Extract every line of the material that holds the string "screenshot".

══ INPUT ══

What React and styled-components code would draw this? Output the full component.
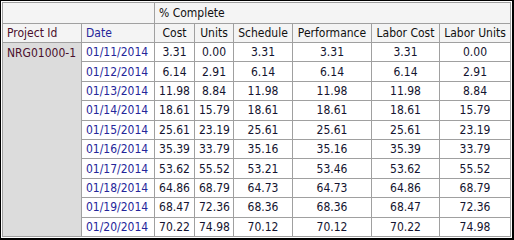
import React from 'react'
import styled, { createGlobalStyle } from 'styled-components'

const GlobalStyle = createGlobalStyle`
  html, body {
    margin: 0;
    padding: 0;
    background: #fff;
  }
`

const Frame = styled.div`
  width: 514px;
  height: 240px;
  box-sizing: border-box;
  border-style: solid;
  border-color: #000;
  border-width: 1px 2px 2px 1px;
  padding: 1px;
  background: #fff;
`

const Grid = styled.table`
  width: 509px;
  table-layout: fixed;
  border-collapse: separate;
  border-spacing: 0;
  border-top: 1px solid #a0a0a0;
  border-left: 1px solid #a0a0a0;
  font-family: "DejaVu Sans Condensed", "DejaVu Sans", Tahoma, sans-serif;
  font-size: 12px;
  color: #111;
`

const Cell = styled.td`
  box-sizing: border-box;
  border-right: 1px solid #a0a0a0;
  border-bottom: 1px solid #a0a0a0;
  padding: 0 4px;
  white-space: nowrap;
  overflow: hidden;
  vertical-align: ${p => (p.$top ? 'top' : 'middle')};
  padding-top: ${p => (p.$top ? '3px' : '0')};
  text-align: ${p => (p.$center ? 'center' : 'left')};
  background: ${p => p.$bg || '#fff'};
  color: ${p => p.$color || '#111'};
  line-height: 14px;
`

const HeadRow = styled.tr`
  height: ${p => p.$h}px;
`

const DataRow = styled.tr`
  height: 19.4px;
`

const widths = [79, 73, 40, 39, 59, 79, 68, 71]
const measures = ['Cost', 'Units', 'Schedule', 'Performance', 'Labor Cost', 'Labor Units']

const rows = [
  ['01/11/2014', '3.31', '0.00', '3.31', '3.31', '3.31', '0.00'],
  ['01/12/2014', '6.14', '2.91', '6.14', '6.14', '6.14', '2.91'],
  ['01/13/2014', '11.98', '8.84', '11.98', '11.98', '11.98', '8.84'],
  ['01/14/2014', '18.61', '15.79', '18.61', '18.61', '18.61', '15.79'],
  ['01/15/2014', '25.61', '23.19', '25.61', '25.61', '25.61', '23.19'],
  ['01/16/2014', '35.39', '33.79', '35.16', '35.16', '35.39', '33.79'],
  ['01/17/2014', '53.62', '55.52', '53.21', '53.46', '53.62', '55.52'],
  ['01/18/2014', '64.86', '68.79', '64.73', '64.73', '64.86', '68.79'],
  ['01/19/2014', '68.47', '72.36', '68.36', '68.36', '68.47', '72.36'],
  ['01/20/2014', '70.22', '74.98', '70.12', '70.12', '70.22', '74.98']
]

const HEAD_BG = '#f4f4f4'
const ID_COLOR = '#4a0f2c'
const DATE_COLOR = '#25269a'

export default function App () {
  return (
    <>
      <GlobalStyle />
      <Frame>
        <Grid>
          <colgroup>
            {widths.map((w, i) => <col key={i} style={{ width: w }} />)}
          </colgroup>
          <tbody>
            <HeadRow $h={21}>
              <Cell colSpan={2} $bg={HEAD_BG} />
              <Cell colSpan={6} $bg={HEAD_BG}>% Complete</Cell>
            </HeadRow>
            <HeadRow $h={19}>
              <Cell $bg={HEAD_BG} $color={ID_COLOR}>Project Id</Cell>
              <Cell $bg={HEAD_BG} $color={DATE_COLOR}>Date</Cell>
              {measures.map(m => (
                <Cell key={m} $bg={HEAD_BG} $center>{m}</Cell>
              ))}
            </HeadRow>
            {rows.map(([date, ...vals], i) => (
              <DataRow key={date}>
                {i === 0 && (
                  <Cell rowSpan={rows.length} $top $bg='#dcdcdc' $color={ID_COLOR}>
                    NRG01000-1
                  </Cell>
                )}
                <Cell $color={DATE_COLOR}>{date}</Cell>
                {vals.map((v, j) => (
                  <Cell key={j} $center $color='#141430'>{v}</Cell>
                ))}
              </DataRow>
            ))}
          </tbody>
        </Grid>
      </Frame>
    </>
  )
}
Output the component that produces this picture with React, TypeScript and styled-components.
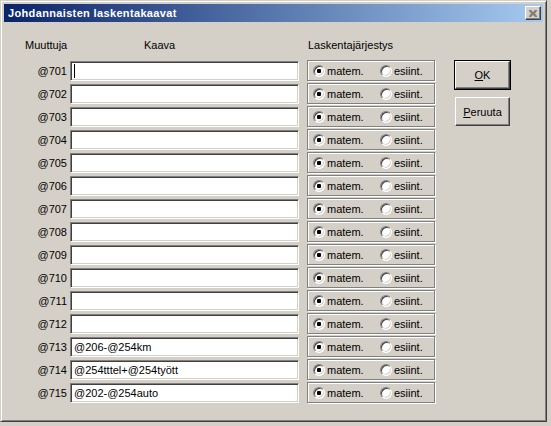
import React from 'react';
import styled, { createGlobalStyle } from 'styled-components';

const Global = createGlobalStyle`
  html, body { margin: 0; padding: 0; background: #d4d0c8; }
  body { font-family: "Liberation Sans", Arial, sans-serif; font-size: 11px; color: #000; }
  * { box-sizing: border-box; }
`;

const Window = styled.div`
  width: 547px;
  height: 422px;
  background: #d4d0c8;
  border: 1px solid;
  border-color: #d4d0c8 #404040 #404040 #d4d0c8;
  box-shadow: inset 1px 1px 0 #fff, inset -1px -1px 0 #808080;
  padding: 3px;
  display: flex;
  flex-direction: column;
`;

const TitleBar = styled.div`
  height: 18px;
  margin-bottom: 1px;
  background: linear-gradient(to right, #0a246a, #a6caf0);
  display: flex;
  align-items: center;
  justify-content: space-between;
  padding: 0 2px 0 4px;
`;

const Title = styled.span`
  color: #fff;
  font-weight: bold;
  font-size: 11px;
  letter-spacing: 0.35px;
`;

const CloseBtn = styled.div`
  width: 16px;
  height: 14px;
  background: #d4d0c8;
  border: 1px solid;
  border-color: #fff #404040 #404040 #fff;
  box-shadow: inset -1px -1px 0 #808080;
  display: flex;
  align-items: center;
  justify-content: center;
`;

const Client = styled.div`
  flex: 1;
  display: flex;
  padding-top: 16px;
`;

const Form = styled.div`
  display: flex;
  flex-direction: column;
`;

const HeaderRow = styled.div`
  display: flex;
  height: 13px;
  line-height: 13px;
  margin-bottom: 8px;
`;

const HeadCell = styled.span<{ $w: number; $pl: number }>`
  width: ${(p) => p.$w}px;
  padding-left: ${(p) => p.$pl}px;
`;

const Row = styled.div`
  display: flex;
  align-items: flex-start;
  height: 23px;
`;

const VarLabel = styled.span`
  width: 63px;
  margin-right: 3px;
  margin-top: 1px;
  height: 20px;
  line-height: 20px;
  text-align: right;
`;

const Field = styled.div`
  width: 229px;
  height: 20px;
  margin-top: 1px;
  margin-right: 8px;
  background: #fff;
  border: 1px solid;
  border-color: #808080 #fff #fff #808080;
  box-shadow: inset 1px 1px 0 #404040, inset -1px -1px 0 #d4d0c8;
  padding: 0 3px;
  line-height: 18px;
  white-space: nowrap;
  overflow: hidden;
  display: flex;
  align-items: center;
`;

const Caret = styled.span`
  width: 1px;
  height: 14px;
  background: #000;
`;

const Group = styled.div`
  width: 128px;
  height: 21px;
  border: 1px solid #808080;
  box-shadow: inset 1px 1px 0 #fff, 1px 1px 0 #fff;
  display: flex;
  align-items: center;
  padding-left: 5px;
`;

const Option = styled.label<{ $w: number }>`
  width: ${(p) => p.$w}px;
  display: flex;
  align-items: center;
  gap: 2px;
`;

const RadioCircle = styled.span<{ $on: boolean }>`
  width: 12px;
  height: 12px;
  border-radius: 50%;
  background: #fff;
  border: 1px solid;
  border-color: #808080 #fff #fff #808080;
  box-shadow: inset 1px 1px 0 #404040, inset -1px -1px 0 #d4d0c8;
  display: flex;
  align-items: center;
  justify-content: center;
  &::after {
    content: '';
    width: 4px;
    height: 4px;
    border-radius: 1px;
    background: ${(p) => (p.$on ? '#000' : 'transparent')};
  }
`;

const ButtonCol = styled.div`
  display: flex;
  flex-direction: column;
  align-items: flex-start;
  padding-top: 21px;
  padding-left: 19px;
`;

const DefaultFrame = styled.div`
  border: 1px solid #000;
  margin-bottom: 7px;
`;

const Button = styled.div<{ $default?: boolean }>`
  width: 55px;
  height: ${(p) => (p.$default ? 28 : 29)}px;
  margin-left: ${(p) => (p.$default ? 0 : 1)}px;
  background: #d4d0c8;
  border: 1px solid;
  border-color: #fff #404040 #404040 #fff;
  box-shadow: inset -1px -1px 0 #808080, inset 1px 1px 0 #d4d0c8;
  display: flex;
  align-items: center;
  justify-content: center;
`;

const U = styled.span`
  text-decoration: underline;
`;

const rows: { v: string; f: string }[] = [
  { v: '@701', f: '' },
  { v: '@702', f: '' },
  { v: '@703', f: '' },
  { v: '@704', f: '' },
  { v: '@705', f: '' },
  { v: '@706', f: '' },
  { v: '@707', f: '' },
  { v: '@708', f: '' },
  { v: '@709', f: '' },
  { v: '@710', f: '' },
  { v: '@711', f: '' },
  { v: '@712', f: '' },
  { v: '@713', f: '@206-@254km' },
  { v: '@714', f: '@254tttel+@254tyött' },
  { v: '@715', f: '@202-@254auto' },
];

export default function App() {
  return (
    <>
      <Global />
      <Window>
        <TitleBar>
          <Title>Johdannaisten laskentakaavat</Title>
          <CloseBtn>
            <svg width="8" height="7" viewBox="0 0 8 7">
              <path d="M0 0h2l2 2 2-2h2v1L6 3.5 8 6v1H6L4 5 2 7H0V6l2-2.5L0 1z" fill="#808080" />
            </svg>
          </CloseBtn>
        </TitleBar>
        <Client>
          <Form>
            <HeaderRow>
              <HeadCell $w={66} $pl={21}>Muuttuja</HeadCell>
              <HeadCell $w={237} $pl={74}>Kaava</HeadCell>
              <HeadCell $w={128} $pl={1}>Laskentajärjestys</HeadCell>
            </HeaderRow>
            {rows.map((r, i) => (
              <Row key={r.v}>
                <VarLabel>{r.v}</VarLabel>
                <Field>{i === 0 ? <Caret /> : r.f}</Field>
                <Group>
                  <Option $w={67}>
                    <RadioCircle $on />
                    matem.
                  </Option>
                  <Option $w={50}>
                    <RadioCircle $on={false} />
                    esiint.
                  </Option>
                </Group>
              </Row>
            ))}
          </Form>
          <ButtonCol>
            <DefaultFrame>
              <Button $default>
                <U>O</U>K
              </Button>
            </DefaultFrame>
            <Button>
              <U>P</U>eruuta
            </Button>
          </ButtonCol>
        </Client>
      </Window>
    </>
  );
}
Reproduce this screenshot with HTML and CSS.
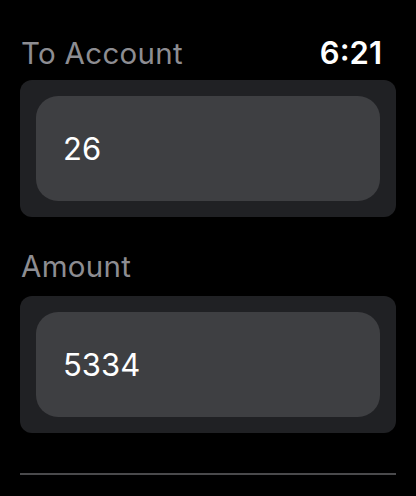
FILE: index.html
```html
<!DOCTYPE html>
<html>
<head>
<meta charset="utf-8">
<link rel="stylesheet" href="styles.css">
</head>
<body>
<div class="screen">
  <div class="header">
    <span class="label">To Account</span>
    <span class="time">6:21</span>
  </div>
  <div class="card">
    <div class="field">26</div>
  </div>
  <div class="label-row">
    <span class="label">Amount</span>
  </div>
  <div class="card">
    <div class="field">5334</div>
  </div>
  <div class="divider"></div>
</div>
</body>
</html>
```
FILE: styles.css
```css
html, body {
  margin: 0;
  padding: 0;
  background: #000;
}
.screen {
  width: 416px;
  height: 496px;
  overflow: hidden;
  padding: 0 20px;
  box-sizing: border-box;
  font-family: Inter, "Liberation Sans", sans-serif;
}
.header {
  display: flex;
  justify-content: space-between;
  align-items: baseline;
  padding-top: 36px;
  padding-right: 14px;
  line-height: 34px;
}
.label-row {
  margin-top: 32px;
  line-height: 34px;
}
.label-row + .card {
  margin-top: 8px;
}
.label {
  color: #8d8d92;
  font-size: 29.5px;
  letter-spacing: 0.3px;
  font-weight: 400;
  padding-left: 1px;
}
.time {
  color: #fff;
  font-size: 31px;
  font-weight: 600;
}
.card {
  margin-top: 10px;
  background: #202124;
  border-radius: 12px;
  padding: 16px;
}
.field {
  height: 105px;
  background: #3e3f42;
  border-radius: 22px;
  display: flex;
  align-items: center;
  padding-left: 27px;
  color: #fff;
  font-size: 31px;
  font-weight: 400;
}
.divider {
  margin-top: 40px;
  height: 2px;
  background: #4a4a4c;
}
```
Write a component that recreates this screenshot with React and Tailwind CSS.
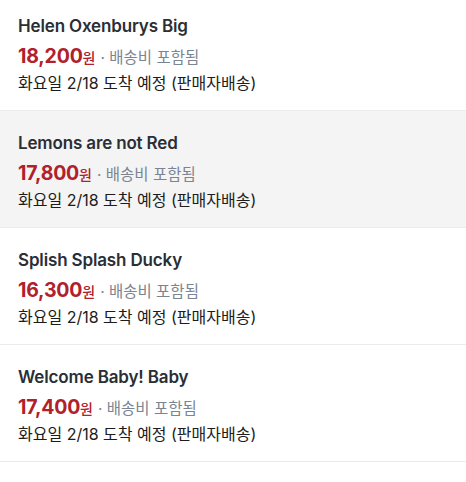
import React from "react";

const items = [
  { title: "Helen Oxenburys Big", price: "18,200", bg: "bg-white" },
  { title: "Lemons are not Red", price: "17,800", bg: "bg-[#f4f4f4]" },
  { title: "Splish Splash Ducky", price: "16,300", bg: "bg-white" },
  { title: "Welcome Baby! Baby", price: "17,400", bg: "bg-white" },
];

export default function App() {
  return (
    <div
      className="w-[466px] h-[482px] bg-white overflow-hidden"
      style={{ fontFamily: 'Inter, "Noto Sans CJK KR", sans-serif' }}
    >
      <div className="-mt-[6px]">
        {items.map((it, i) => (
          <div
            key={i}
            className={`${it.bg} h-[117px] border-b border-[#ececec] px-[18px] pt-[21px] flex flex-col`}
          >
            <div className="text-[17px] leading-[22px] font-semibold text-[#2a2e35] tracking-[-0.15px]">
              {it.title}
            </div>
            <div className="mt-[7px] flex items-baseline leading-[24px]">
              <span className="text-[19.5px] font-bold text-[#b0212b] tracking-[-0.2px]">{it.price}</span>
              <span className="text-[14px] font-medium text-[#b0212b]">원</span>
              <span className="ml-[5px] text-[15.5px] text-[#7b8592]">· 배송비 포함됨</span>
            </div>
            <div className="mt-[2px] text-[16px] leading-[22px] text-[#1c1c1c]">
              화요일 2/18 도착 예정 (판매자배송)
            </div>
          </div>
        ))}
      </div>
    </div>
  );
}
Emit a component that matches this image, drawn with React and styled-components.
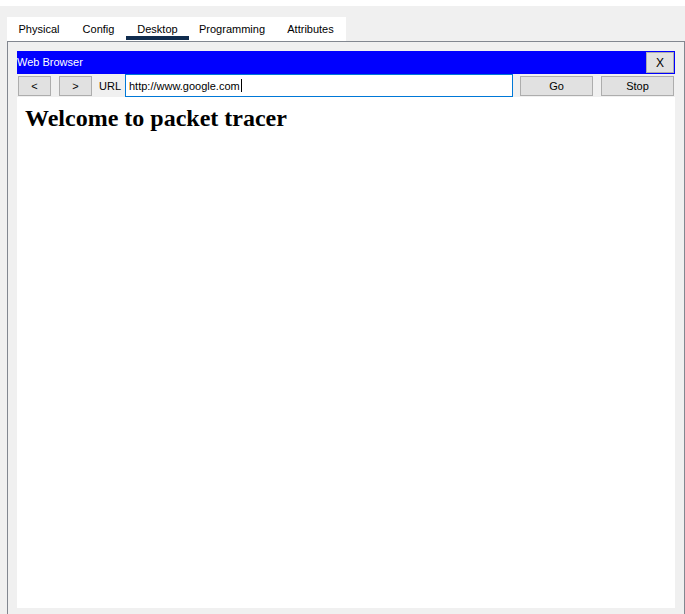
import React from "react";
import styled, { createGlobalStyle } from "styled-components";

const Global = createGlobalStyle`
  html, body { margin: 0; padding: 0; height: 100%; }
  body { font-family: "Liberation Sans", Arial, sans-serif; font-size: 11px; color: #000; }
  #root { height: 100%; }
`;

const Page = styled.div`
  box-sizing: border-box;
  height: 100vh;
  background: #f0f0f0;
  border-top: 6px solid #ffffff;
  display: flex;
  flex-direction: column;
  overflow: hidden;
`;

const TabStrip = styled.div`
  display: flex;
  align-self: flex-start;
  margin: 11px 0 0 7px;
  height: 24px;
  background: #ffffff;
`;

const Tab = styled.div`
  position: relative;
  width: ${(p) => p.$w}px;
  text-align: center;
  line-height: 24px;
  font-size: 11px;
  white-space: nowrap;
  &::after {
    content: "";
    display: ${(p) => (p.$active ? "block" : "none")};
    position: absolute;
    left: 0;
    right: 0;
    bottom: 1px;
    height: 4px;
    background: #102c4e;
  }
`;

const Panel = styled.div`
  box-sizing: border-box;
  flex: 1;
  width: 678px;
  margin-left: 7px;
  border: 1px solid #828790;
  border-bottom: none;
  padding: 9px 9px 6px 9px;
  display: flex;
  flex-direction: column;
  min-height: 0;
`;

const TitleBar = styled.div`
  height: 23px;
  background: #0000ff;
  display: flex;
  align-items: center;
  justify-content: space-between;
`;

const Title = styled.span`
  color: #ffffff;
  font-size: 11px;
  line-height: 23px;
`;

const Button = styled.div`
  box-sizing: border-box;
  width: ${(p) => p.$w}px;
  height: ${(p) => p.$h || 20}px;
  margin-left: ${(p) => p.$ml || 0}px;
  margin-right: ${(p) => p.$mr || 0}px;
  background: #e1e1e1;
  border: 1px solid #adadad;
  display: flex;
  align-items: center;
  justify-content: center;
  font-size: ${(p) => p.$fs || 11}px;
  flex-shrink: 0;
`;

const Toolbar = styled.div`
  height: 23px;
  display: flex;
  align-items: center;
`;

const Label = styled.span`
  margin-left: ${(p) => p.$ml}px;
  font-size: 11px;
  width: 22px;
  flex-shrink: 0;
`;

const UrlField = styled.div`
  box-sizing: border-box;
  width: 388px;
  height: 23px;
  margin-left: 4px;
  background: #ffffff;
  border: 1px solid #0078d7;
  padding-left: 3px;
  display: flex;
  align-items: center;
  font-size: 11px;
  flex-shrink: 0;
`;

const Caret = styled.span`
  display: inline-block;
  width: 1px;
  height: 13px;
  background: #000;
  margin-left: 1px;
`;

const Content = styled.div`
  flex: 1;
  background: #ffffff;
  padding: 8px;
`;

const Heading = styled.h1`
  margin: 0;
  font-family: "Liberation Serif", "Times New Roman", serif;
  font-weight: bold;
  font-size: 24px;
  line-height: normal;
`;

const tabs = [
  { label: "Physical", w: 64 },
  { label: "Config", w: 55 },
  { label: "Desktop", w: 63 },
  { label: "Programming", w: 86 },
  { label: "Attributes", w: 71 },
];

export default function App() {
  return (
    <>
      <Global />
      <Page>
        <TabStrip>
          {tabs.map((t) => (
            <Tab key={t.label} $w={t.w} $active={t.label === "Desktop"}>
              {t.label}
            </Tab>
          ))}
        </TabStrip>
        <Panel>
          <TitleBar>
            <Title>Web Browser</Title>
            <Button $w={28} $h={21} $mr={1} $fs={12}>
              X
            </Button>
          </TitleBar>
          <Toolbar>
            <Button $w={33} $ml={1}>&lt;</Button>
            <Button $w={33} $ml={8}>&gt;</Button>
            <Label $ml={7}>URL</Label>
            <UrlField>
              http://www.google.com
              <Caret />
            </UrlField>
            <Button $w={73} $ml={7}>Go</Button>
            <Button $w={73} $ml={8}>Stop</Button>
          </Toolbar>
          <Content>
            <Heading>Welcome to packet tracer</Heading>
          </Content>
        </Panel>
      </Page>
    </>
  );
}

═══

**OUTPUT FOR THIS TASK:**
Reproduce this screenshot with HTML and CSS.
Write a component that recreates this screenshot with React and Tailwind CSS.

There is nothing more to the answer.